Not all emerging issuers will be affected to the same extent by the stabilisation in commodities prices.

For energy producers, we believe that countries with strong balance sheets should benefit most from the stabilisation of oil prices. Among those, for which energy accounts for more than 50 per cent of exports, I am more comfortable with countries whose debt-to-GDP ratios remain at or below 30 per cent and whose budget deficits are constrained. Kuwait, Azerbaijan, Kazakhstan, Russia and Colombia are among these countries.

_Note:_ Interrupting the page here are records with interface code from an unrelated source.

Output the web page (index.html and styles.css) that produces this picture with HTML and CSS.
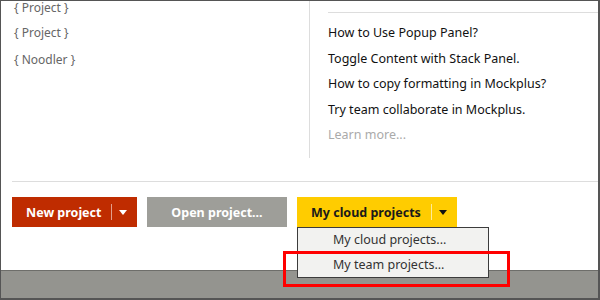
FILE: index.html
```html
<!DOCTYPE html>
<html>
<head>
<meta charset="utf-8">
<link rel="stylesheet" href="styles.css">
</head>
<body>
<div class="frame">
  <div class="main">
    <div class="top">
      <ul class="left">
        <li class="l1">{ Project }</li>
        <li class="l2">{ Project }</li>
        <li class="l3">{ Noodler }</li>
      </ul>
      <div class="right">
        <div class="rule"></div>
        <ul class="links">
          <li>How to Use Popup Panel?</li>
          <li>Toggle Content with Stack Panel.</li>
          <li>How to copy formatting in Mockplus?</li>
          <li>Try team collaborate in Mockplus.</li>
          <li class="more">Learn more...</li>
        </ul>
      </div>
    </div>
    <div class="sep"></div>
    <div class="actions">
      <div class="btn btn-new"><span class="label">New project</span><span class="div"></span><span class="caret"></span></div>
      <div class="btn btn-open"><span class="label">Open project...</span></div>
      <div class="btn btn-cloud"><span class="label">My cloud projects</span><span class="div"></span><span class="caret"></span></div>
    </div>
  </div>
  <div class="footer"></div>
  <ul class="menu">
    <li>My cloud projects...</li>
    <li class="second">My team projects...</li>
  </ul>
  <div class="highlight"></div>
</div>
</body>
</html>
```
FILE: styles.css
```css
* { box-sizing: border-box; }
html, body { margin: 0; padding: 0; background: #fff; }
body { font-family: "Noto Sans", "Open Sans", sans-serif; }
ul { list-style: none; margin: 0; padding: 0; }

.frame {
  position: relative;
  width: 600px;
  height: 300px;
  border: 1px solid #555;
  border-right-width: 2px;
  border-bottom-width: 2px;
  display: flex;
  flex-direction: column;
  overflow: hidden;
}
.main { flex: 1; display: flex; flex-direction: column; }
.top { display: flex; height: 157px; }
.left {
  width: 308px;
  padding-left: 13px;
  font-size: 12px;
  color: #666;
}
.left li { line-height: 14px; }
.l2 { margin-top: 11px; }
.l3 { margin-top: 13px; }

.right {
  flex: 1;
  border-left: 1px solid #ddd;
  padding-left: 18px;
}
.rule { margin-top: 11px; height: 1px; background: #ddd; }
.links { padding-top: 7px; font-size: 12.5px; color: #111; }
.links li { line-height: 25.6px; }
.links .more { color: #aaa; }

.sep { margin: 23px 0 0 11px; height: 1px; background: #ddd; }

.actions {
  display: flex;
  gap: 10px;
  margin-top: 15px;
  padding-left: 11px;
}
.btn {
  height: 30px;
  display: flex;
  align-items: center;
  font-size: 12.5px;
  font-weight: bold;
  padding-left: 14px;
}
.btn-new { width: 125px; background: #bf2c00; color: #fff; }
.btn-open { width: 140px; background: #9e9e99; color: #fff; justify-content: center; padding-left: 0; }
.btn-cloud { width: 160px; background: #ffcc00; color: #1a1a1a; }
.btn .div { width: 1px; height: 16px; margin-left: auto; }
.btn-new .div { background: rgba(255,255,255,0.55); }
.btn-cloud .div { background: rgba(255,255,255,0.6); }
.caret {
  width: 0; height: 0;
  border-left: 4px solid transparent;
  border-right: 4px solid transparent;
  margin: 0 10px 0 7px;
}
.btn-new .caret { border-top: 5px solid #fff; }
.btn-cloud .caret { border-top: 5px solid #111; }

.footer {
  height: 28px;
  background: #94948f;
  border-top: 1px solid #6e6e6a;
}

.menu {
  position: absolute;
  left: 296px;
  top: 226px;
  width: 192px;
  height: 51px;
  background: #f2f2f0;
  border: 1px solid #3c3c3c;
  font-size: 12.5px;
  color: #333;
}
.menu li { height: 24px; line-height: 24px; padding-left: 35px; }
.menu .second { border-top: 1px solid #ccc; }

.highlight {
  position: absolute;
  left: 282px;
  top: 250px;
  width: 227px;
  height: 36px;
  border: 3px solid #ff0000;
}
```
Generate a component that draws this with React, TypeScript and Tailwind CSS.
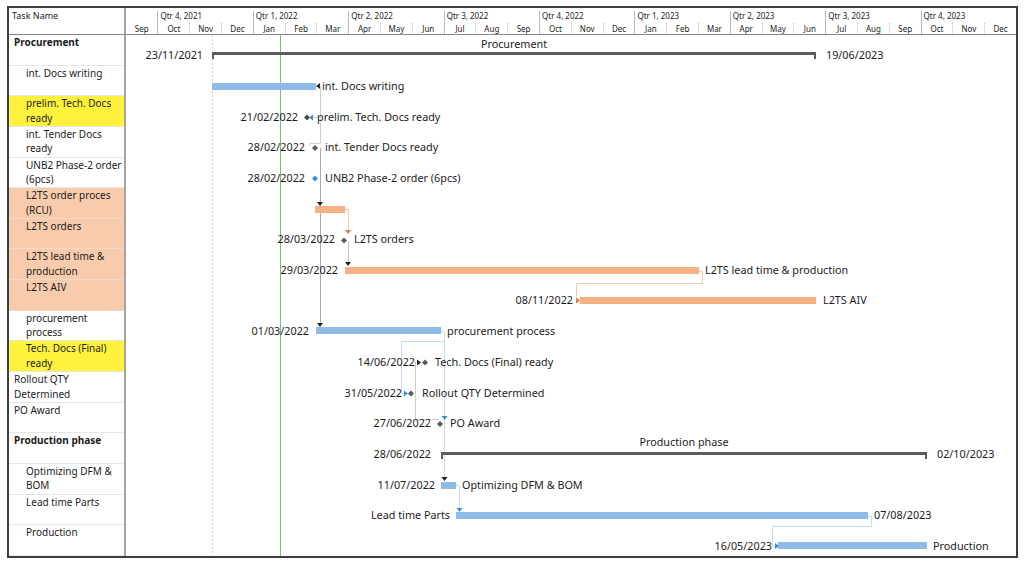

Indonesia, for which oil accounts for more than 30 per cent of its total exports, should also benefit.

On the other hand, Venezuela, where costs of production remain high, and Iraq, whose production is completely disrupted, are two weak sovereign issuers that are unlikely to see any improvement in the near term at current oil prices.

For ore and metals, it is important to consider which commodity is the main source of revenue in each country.

Copper is the primary source of metals exports for Zambia and Chile, while Mongolia also exports copper as well as iron ore. This means that these three countries thus remain in large part dependent on a rebound in the Chinese construction and housing sectors.

The energy and metals sectors account for around 30 per cent of the emerging market corporate and quasi-sovereign bond universe. Based on these views of future commodities prices, I am positive about the oil and gas sector, but more cautious towards metals and mining.